February is Black History Month—an important opportunity to underscore the accomplishments of Black individuals throughout the country.

Throughout the month, we are highlighting our Black colleagues in travel and underscoring the importance of their contributions to the industry.

Phil Washington, CEO, Denver International Airport, told us about what Black History Month means to him and shared thoughts about how the industry can continue to work toward a more diverse, equitable and inclusive future.

Phil Washington


What does Black History Month mean to you and how do you celebrate it?

I celebrate my Black heritage every day. That said, I appreciate that Black History Month exists. To have a month dedicated to our history and the celebration of our history is a blessing. I’m proud of how far we’ve come and of our undeniable contributions to this country and the world. I celebrate this month by knowing that despite efforts to eliminate our history and diminish our accomplishments, our history and contributions to the world cannot be denied.

Can you tell us about a role model who has inspired you?

My first role model is my mother. She’s a single mother who grew up in the 1940s and 1950s and struggled to raise six children in public housing. She’s a woman, who worked desperately to get her children through college, then went back to school in her 60s to earn her own degree. 

My historic heroes, however, are the great abolitionist, Frederick Douglass and President Abraham Lincoln. Douglass is a hero for his staunch opposition to slavery and how he worked diligently to end it. And Lincoln is a hero for his ability to convince the Union Army to fight not only for the preservation of the Union, but also to fight to end the institution of slavery.   

I also admire Lincoln’s decision to abandon his position of relying on the Emancipation Proclamation to abolish slavery, which could be overturned after he left office by a subsequent executive order, and instead permanently enshrine the abolition of slavery in the U.S. Constitution through the 13th Amendment. In this way, the government itself rather than his particular administration would be the guarantor of the pledge to free slaves. 

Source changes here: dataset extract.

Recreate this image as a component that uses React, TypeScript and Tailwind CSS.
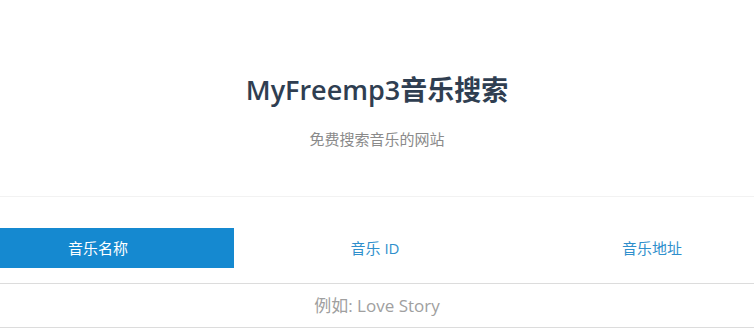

What are some of the biggest challenges you see for emerging Black professionals in the industry and what are some recommendations to help address these concerns?

Among the biggest challenges emerging for Black professionals are overcoming existing racial bias, access to capital, increasing generational wealth, and being awarded prime, joint venture and equity contracts. 

Recommendations include persevering in the face of racial bias and doing the very best job you can, banks and financial institutions making more credit available to minority firms, and for infrastructure organizations to award more prime and JV contracts to minority firms, particularly Black and brown firms.

What would you like to see the travel industry do better to elevate and engrain diversity, equity and inclusion within company cultures?

We need, with all intentionality, to expand outreach to communities of color, and recruit and hire more Black and brown individuals at all levels, i.e., Boards, executive leadership, middle management and line employees.

What historical destinations do you recommend for travelers looking to learn more about the Black experience in the U.S.?  (The African Diaspora, HBCUs, etc.)

I recommend two destinations for those looking to learn more about the Black experience in the U.S. First, I recommend The African-American History Museum in Washington, DC; and second, I recommend a state and place that I went to after joining the U.S. Army as an 18-year old Army recruit for basic training. While in basic training in Columbia, South Carolina, I visited the Old Slave Mart Museum in Charleston, SC, where approximately 150,000 to 200,000 Africans were sold at auction. It’s a sober place where I could still feel the souls and spirits of my slave ancestors.